First off, set an environment variable for your downloaded account credentials:

export GOOGLE_APPLICATION_CREDENTIALS="/Users/$(whoami)/Downloads/service-account-file.json"

(On Linux, replace “Users” with “home”; using Tab to auto-complete can help you set this environment variable, if you don’t remember the exact path or filename.)

Now, save the following API request to a new JSON file, as sync-request.json:

{
  "config": {
      "encoding":"FLAC",
      "sampleRateHertz": 16000,
      "languageCode": "en-US",
      "enableWordTimeOffsets": false,
      “enableAutomaticPunctuation": true  },
  "audio": {
      "uri":"gs://cloud-samples-tests/speech/brooklyn.flac"  }
}

If you’d like to play this file locally, to hear what you’re uploading to the API, try:

gsutil cp gs://cloud-samples-tests/speech/brooklyn.flac . # copies the file from the cloud to your local working directoryopen brooklyn.flac

(On Linux, replace “open” with “vlc” if you have that media player installed.)

The config block provides parameters about the file, as well as the language requested for transcription. You can set the enableWordtimeOffsets flag to true if you need to asses transcription latency, or just want to see how much time has elapsed since the system started processing the first frame of audio.

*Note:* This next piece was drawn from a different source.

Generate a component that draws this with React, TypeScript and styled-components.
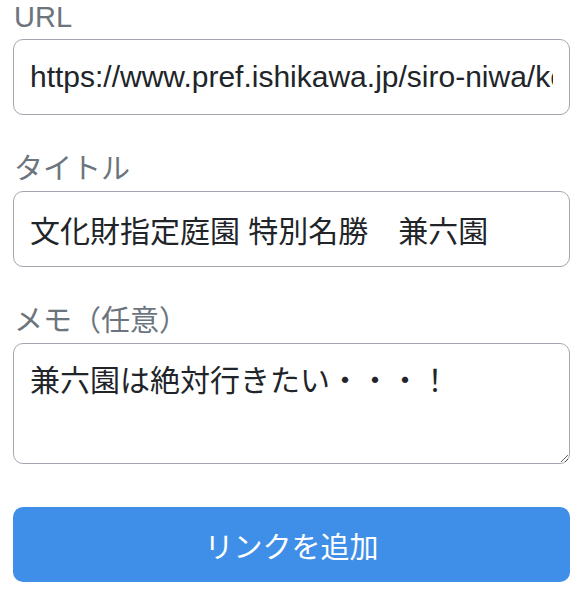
import React from "react";
import styled, { createGlobalStyle } from "styled-components";

const GlobalStyle = createGlobalStyle`
  html, body {
    margin: 0;
    padding: 0;
    background: #ffffff;
  }
  body {
    font-family: "Liberation Sans", "Noto Sans CJK JP", sans-serif;
  }
  * { box-sizing: border-box; }
`;

const Form = styled.form`
  display: flex;
  flex-direction: column;
  gap: 37px;
  padding: 0 13px;
  font-family: "Liberation Sans", "Noto Sans CJK JP", sans-serif;
`;

const Field = styled.div`
  display: flex;
  flex-direction: column;
`;

const Label = styled.label`
  font-size: 29px;
  line-height: 35px;
  color: #6c757d;
  margin-bottom: 4px;
  padding-left: 1px;
`;

const inputBase = `
  width: 100%;
  font-family: "Liberation Sans", "Noto Sans CJK JP", sans-serif;
  font-size: 30px;
  color: #212529;
  background: #ffffff;
  border: 1px solid #a2a6ae;
  border-radius: 10px;
  outline: none;
`;

const TextInput = styled.input`
  ${inputBase}
  height: 76px;
  padding: 0 16px;
  line-height: 1.5;
`;

const TextArea = styled.textarea`
  ${inputBase}
  display: block;
  height: 121px;
  padding: 14px 16px;
  line-height: 1.5;
  resize: vertical;
`;

const SubmitButton = styled.button`
  margin-top: 6px;
  height: 75px;
  width: 100%;
  border: none;
  border-radius: 10px;
  background: #3f8fe8;
  color: #ffffff;
  font-family: "Liberation Sans", "Noto Sans CJK JP", sans-serif;
  font-size: 29px;
  cursor: pointer;
`;

export default function App() {
  return (
    <>
      <GlobalStyle />
      <Form onSubmit={(e) => e.preventDefault()}>
        <Field>
          <Label htmlFor="url">URL</Label>
          <TextInput
            id="url"
            type="text"
            defaultValue="https://www.pref.ishikawa.jp/siro-niwa/kenrokuen/"
          />
        </Field>
        <Field>
          <Label htmlFor="title">タイトル</Label>
          <TextInput
            id="title"
            type="text"
            defaultValue="文化財指定庭園 特別名勝　兼六園"
          />
        </Field>
        <Field>
          <Label htmlFor="memo">メモ（任意）</Label>
          <TextArea id="memo" defaultValue="兼六園は絶対行きたい・・・！" />
        </Field>
        <SubmitButton type="submit">リンクを追加</SubmitButton>
      </Form>
    </>
  );
}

Then, back in the terminal, run:

curl -s -H "Content-Type: application/json" \
    -H "Authorization: Bearer "$(gcloud auth print-access-token) \
    https://speech.googleapis.com/v1/speech:recognize \
    -d @sync-request.json

Your output from the original API call should provide the transcript of the audio file, as well as a confidence threshold. If you’ve also set the Offsets flag, you’ll receive each individual word with a start and end time rounded to the nearest 100ms. Here was my output:

user-machine:speech-to-text user$ curl -s -H "Content-Type: application/json"
     -H "Authorization: Bearer "$(gcloud auth print-access-token) https://speech.googleapis.com/v1/speech:recognize      -d @sync-request-local.json{
     "results": [
     {"alternatives": [
        {
          "transcript": "welcome to ml Explorer this is a transcription test what do you think so far",                         "confidence": 0.96804965,
          "words": [            {
              "startTime": "0s",
              "endTime": "0.500s",
              "word": "welcome"
            },            {
              "startTime": "0.500s",
              "endTime": "0.800s",
              "word": "to" 
            },            {
              "startTime": "0.800s",
              "endTime": "1.300s", 
              "word": "ml"
            },            {
              "startTime": "1.300s",
              "endTime": "1.900s",
              "word": "Explorer"
            },   ...      { 
              "startTime": "5.600s",
              "endTime": "5.900s",
              "word": "far"
            }
          ]
        }
      ]
    }
  ]
}
  1. Next, we’ll use the gcloud command line tool to transcribe a file stored in Cloud Storage. Most API calls will result in the same response format, but you can execute gcloud and Python requests (as in the next, live transcription section) to achieve the same end goal:
    Send the API a request via `gcloud`:
gcloud auth activate-service-account --key-file=[PATH]
gcloud ml speech recognize 'gs://cloud-samples-tests/speech/brooklyn.flac' \    --language-code='en-US'

Via the Python samples available here (this snippet only deals with the instance of a local file, rather than a file hosted in Cloud Storage):

import io
import os

# Imports the Google Cloud client library
from google.cloud import speech
from google.cloud.speech import enums
from google.cloud.speech import types

# Instantiates a client
client = speech.SpeechClient()

# The name of the audio file to transcribe
file_name = os.path.join(
    os.path.dirname(__file__),
    'resources',
    'audio.raw')

# Loads the audio into memory
with io.open(file_name, 'rb') as audio_file:
    content = audio_file.read()
    audio = types.RecognitionAudio(content=content)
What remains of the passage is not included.